Author: Nitish Bhardwaj
Date Created: 2nd May 2020
Last Updated: 14th May 2020
#data manipulation imports
import pandas as pd
import numpy as np
#data scrapping imports
from bs4 import BeautifulSoup
import requests
#geocoding imports
from geopy.extra.rate_limiter import RateLimiter
from geopy.geocoders import Nominatim
#visualization libraries
import folium as folium
from folium.plugins import MarkerCluster
import branca #A spinoff for Folium to support HTML+JS
import matplotlib.pyplot as plt
import matplotlib.cm as cm
import matplotlib.colors as colors
import plotly.graph_objects as go
#transform JSON file into a pandas dataframe
from pandas.io.json import json_normalize
# import sklearn packages
from sklearn.cluster import KMeans
from sklearn.preprocessing import power_transform, StandardScaler
#import stats to verify the skewness in the data
from scipy import stats
#metric imports
from sklearn.metrics import silhouette_score
#to supress warnings
import warnings
warnings.filterwarnings('ignore')
#Formatting the print statements
class style:
PURPLE = '\033[95m'
CYAN = '\033[96m'
DARKCYAN = '\033[36m'
BLUE = '\033[94m'
GREEN = '\033[92m'
YELLOW = '\033[93m'
RED = '\033[91m'
BOLD = '\033[1m'
UNDERLINE = '\033[4m'
END = '\033[0m'
#This data is fetched from https://open.toronto.ca/dataset/neighbourhoods/
df_geoDetails=pd.read_csv("Neighbourhoods.csv")
df_geoDetails.head()
df_geoDetails = df_geoDetails[['AREA_NAME', 'AREA_SHORT_CODE', 'LONGITUDE', 'LATITUDE']]
df_geoDetails['AREA_NAME'] = df_geoDetails['AREA_NAME'].str.replace(r"\s*\([^()]*\)","").str.strip()
df_geoDetails.rename(columns={"AREA_NAME": "Neighbourhood", "AREA_SHORT_CODE": "Neighbourhood_Id" }, inplace=True)
df_geoDetails.sort_values(by=['Neighbourhood_Id']).head()
#This data is fetched from https://open.toronto.ca/dataset/wellbeing-toronto-economics/
df_economics = pd.read_excel("wellbeing-toronto-economics.xlsx")
df_economics.rename(columns={"Neighbourhood Id": "Neighbourhood_Id" }, inplace=True)
df_economics.head()
df_economics = df_economics[['Neighbourhood_Id','Home Prices', 'Child Care Spaces','Local Employment']]
df = pd.merge(df_geoDetails.assign(Neighbourhood_Id=df_geoDetails.Neighbourhood_Id.astype(str)),
df_economics.assign(Neighbourhood_Id=df_economics.Neighbourhood_Id.astype(str)),
on='Neighbourhood_Id')
df.head()
#This data is fetched from https://open.toronto.ca/dataset/wellbeing-toronto-safety/
df_crime = pd.read_excel("wellbeing-toronto-safety.xlsx")
df_crime.rename(columns={"Neighbourhood Id": "Neighbourhood_Id" }, inplace=True)
df_crime.head()
df_crime.drop(columns=['Neighbourhood'], inplace=True)
df = pd.merge(df.assign(Neighbourhood_Id=df.Neighbourhood_Id.astype(str)),
df_crime.assign(Neighbourhood_Id=df_crime.Neighbourhood_Id.astype(str)),
on='Neighbourhood_Id')
df.head()
df.shape
df.info()
Observation:
Neighbourhood and Neighbourhood_Id are object types.

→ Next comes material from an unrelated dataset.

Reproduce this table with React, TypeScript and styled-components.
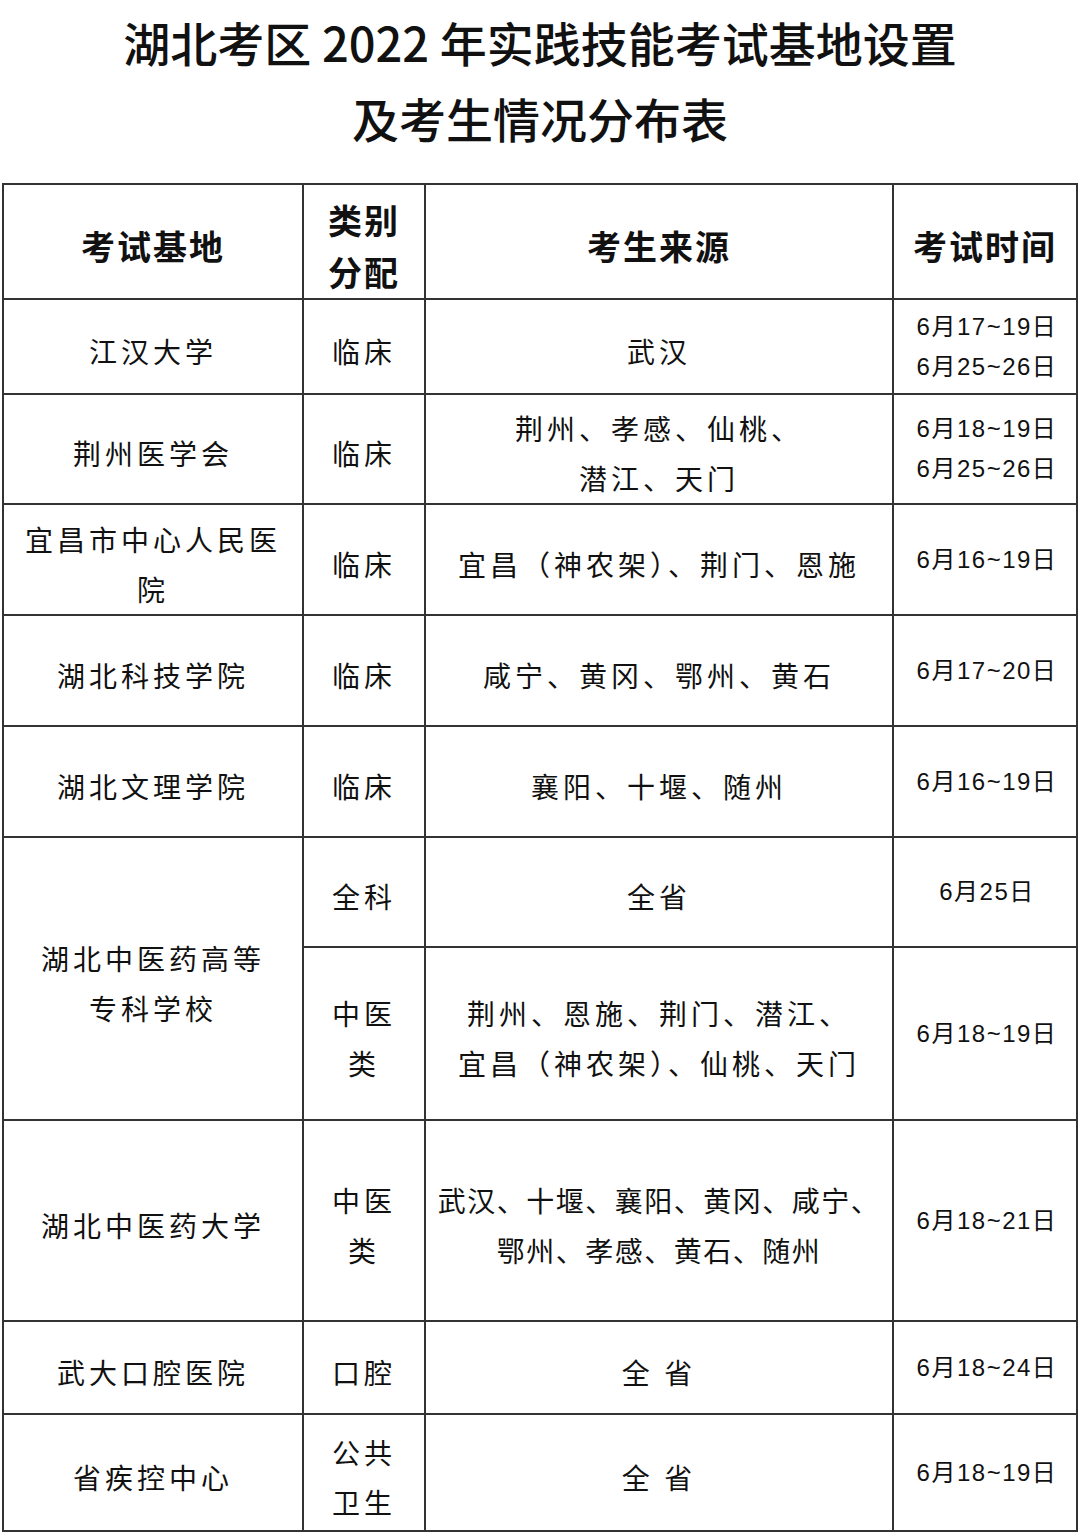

Let's keep a note of it. Based on the requirment, we will change the data type.
print(style.BOLD+style.UNDERLINE+"Verify the number of missing values in the dataset:"+style.END)
df.isnull().sum()
Observation:
No null values or missing values are found in the dataset.
df.describe()
#Create a temp dataframe to have a sum of total major crimes
# crime_temp_col = list(df.columns[8:11]) + list(df.columns[14:-2]) + [df.columns[-1]]
crime_temp_col = list(df.columns[8:-2])
crime_temp = df[crime_temp_col].sum().sort_values(ascending=False)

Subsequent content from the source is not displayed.